Ok... and if you left my entire statement in there you would see that isn't what I was talking about.
Why do people feel the need to misconstrue a statement about AMD to talk about Nvidia?
 
8xMI300X has 1536GB of HBM which feels like plenty to run inference on most high-end LLM models; I’d trust MS’s claim that it provides leading perf/$ for GPT4(-o?) inference.
ChatGPT and all these commercial LLMs have been trained on clusters of 10k+ A100/H100.
You do "nothing" with 8*MI300X, thus the extreme importance of interconnect and radix
 
ChatGPT and all these commercial LLMs have been trained on clusters of 10k+ A100/H100.
You do "nothing" with 8*MI300X, thus the extreme importance of interconnect and radix
A node is nothing else than a test run. Nobody is putting this into production. Amazon and nVidia are working on these NVL systems connecting 36 or 72 GB200 superships together into one rack. With MI325X companies need >8x more racks for equal performance. AI applications are cheaper or much better with nVidia hardware. Thats the reason AMD osbourned MI300X and MI325 at Computex.
 
ChatGPT and all these commercial LLMs have been trained on clusters of 10k+ A100/H100.
You do "nothing" with 8*MI300X, thus the extreme importance of interconnect and radix
I specifically said inference, I obviously agree with you for training LLMs.

If you want to run something like Llama3-70B, which is close to the state of the art for open source models until 400B is released, I am skeptical there’s a big benefit to going above 8 GPUs with 1536GiB HBM. That should allow a large enough batch size to be efficient.
 
Just curious: Do the product with low demand such as MI300 stocks a certain level of inventory? Or is it manufactured on demand?
 
I specifically said inference, I obviously agree with you for training LLMs.

If you want to run something like Llama3-70B, which is close to the state of the art for open source models until 400B is released, I am skeptical there’s a big benefit to going above 8 GPUs with 1536GiB HBM. That should allow a large enough batch size to be efficient.
I partially agree but everybody and his dog want the new monstrous GB200 NVL72 rack for inference too, not only for training. That's the hottest piece of hardware to get among the hyperscalers and LLM companies. You may say that 13.5TB of unified memory is overkill but OpenAI and Co seem to know what to do with it...
 
Just curious: Do the product with low demand such as MI300 stocks a certain level of inventory? Or is it manufactured on demand?

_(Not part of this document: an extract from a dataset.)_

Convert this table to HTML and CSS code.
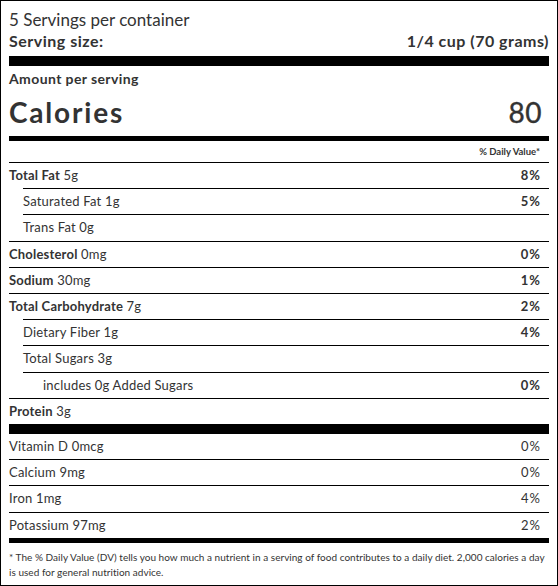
FILE: index.html
```html
<!DOCTYPE html>
<html lang="en">
<head>
  <meta charset="utf-8">
  <title>Nutrition Facts</title>
  <link rel="stylesheet" href="styles.css">
</head>
<body>
  <div class="label">
    <div class="servings">5 Servings per container</div>
    <div class="size">
      <span>Serving size:</span>
      <span>1/4 cup (70 grams)</span>
    </div>
    <div class="bar bar-thick"></div>

    <div class="amount">Amount per serving</div>
    <div class="calories">
      <span>Calories</span>
      <span class="cal-value">80</span>
    </div>
    <div class="bar bar-mid"></div>

    <div class="dv-head">% Daily Value*</div>

    <div class="row">
      <span><b>Total Fat</b> 5g</span>
      <b class="pct">8%</b>
    </div>
    <div class="row sub">
      <span>Saturated Fat 1g</span>
      <b class="pct">5%</b>
    </div>
    <div class="row sub">
      <span>Trans Fat 0g</span>
    </div>
    <div class="row">
      <span><b>Cholesterol</b> 0mg</span>
      <b class="pct">0%</b>
    </div>
    <div class="row">
      <span><b>Sodium</b> 30mg</span>
      <b class="pct">1%</b>
    </div>
    <div class="row">
      <span><b>Total Carbohydrate</b> 7g</span>
      <b class="pct">2%</b>
    </div>
    <div class="row sub">
      <span>Dietary Fiber 1g</span>
      <b class="pct">4%</b>
    </div>
    <div class="row sub">
      <span>Total Sugars 3g</span>
    </div>
    <div class="row sub subsub">
      <span>includes 0g Added Sugars</span>
      <b class="pct">0%</b>
    </div>
    <div class="row">
      <span><b>Protein</b> 3g</span>
    </div>
    <div class="bar bar-thick"></div>

    <div class="row first">
      <span>Vitamin D 0mcg</span>
      <span class="pct">0%</span>
    </div>
    <div class="row">
      <span>Calcium 9mg</span>
      <span class="pct">0%</span>
    </div>
    <div class="row">
      <span>Iron 1mg</span>
      <span class="pct">4%</span>
    </div>
    <div class="row">
      <span>Potassium 97mg</span>
      <span class="pct">2%</span>
    </div>
    <div class="bar bar-mid"></div>

    <p class="note">* The % Daily Value (DV) tells you how much a nutrient in a serving of food contributes to a daily diet. 2,000 calories a day is used for general nutrition advice.</p>
  </div>
</body>
</html>
```

FILE: styles.css
```css
html, body {
  margin: 0;
  padding: 0;
}
body {
  font-family: Lato, "Open Sans", sans-serif;
  color: #333;
  background: #fff;
}
.label {
  width: 558px;
  height: 586px;
  box-sizing: border-box;
  border: 1px solid #000;
  padding: 7px 8px 0 8px;
}
.servings {
  font-size: 17px;
  line-height: 23px;
}
.size {
  display: flex;
  justify-content: space-between;
  font-size: 16px;
  font-weight: bold;
  letter-spacing: 0.5px;
  line-height: 20px;
}
.bar {
  background: #000;
}
.bar-thick {
  height: 10px;
}
.size + .bar-thick {
  margin-top: 5px;
}
.bar-mid {
  height: 5px;
}
.amount {
  font-size: 14px;
  font-weight: bold;
  letter-spacing: 0.4px;
  line-height: 22px;
  padding-top: 2px;
}
.calories {
  display: flex;
  justify-content: space-between;
  font-size: 28px;
  font-weight: bold;
  letter-spacing: 1.8px;
  line-height: 34px;
  margin-top: 5px;
}
.cal-value {
  font-weight: normal;
  letter-spacing: 0.5px;
  padding-right: 7px;
  -webkit-text-stroke: 0.4px #333;
}
.calories + .bar-mid {
  margin-top: 7px;
}
.dv-head {
  font-size: 9.5px;
  font-weight: bold;
  line-height: 21px;
  text-align: right;
  padding-right: 9px;
}
.row {
  display: flex;
  justify-content: space-between;
  border-top: 1px solid #000;
  font-size: 13px;
  letter-spacing: 0.2px;
  line-height: 25.2px;
}
.row.first {
  border-top: none;
}
.sub {
  margin-left: 14px;
}
.subsub span {
  padding-left: 20px;
}
.pct {
  padding-right: 8px;
  letter-spacing: 1px;
}
.note {
  margin: 0;
  padding-top: 7px;
  font-size: 10px;
  letter-spacing: 0.03px;
  line-height: 15px;
}
```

"Low demand" in this case means just that the wait time is few months shorter than "high demand". They manufacture 24/7 what they've allocated to be manufactured.
(Also this "low demand" supposedly confirmed by Samsung never came from Samsung)
 
Just curious: Do the product with low demand such as MI300 stocks a certain level of inventory? Or is it manufactured on demand?
The production cycle for advanced products like these are quite long. Silicon fabrication + packaging + testing + shipping (though these are high cost enough that air freight can be used) takes 2-3 months. The fab capacity has to be booked in advance though you can pay for faster hot lots if required and capacity is available. The HBM memory has to also be ordered in advance given the current demand (As per recent reports HBM capacity is practically sold out through 2025). AMD has a pretty good idea of the expected demand as they engage with customers well in advance for production and allocation given the lead times involved. The most recent estimate I can remember is they expect ~$4B in sales for MI300 in 2024 (Not sure if this is just MI300X or includes MI300A as well). There are also other components customers have to procure, i.e. sever racks, CPUs, RAM, SSDs, etc which have their own lead times as well so it has to be planned in sync. So short answer, planned in advance and manufactured as per demand. These things also cost like ~$20K USD so you don't want to have a lot of expensive inventory lying around, though given the current demand situation, there is practically no scope for inventory anyway. And from what I understand, the current limitation to production for both AMD and Nvidia is packaging capacity not fab capacity.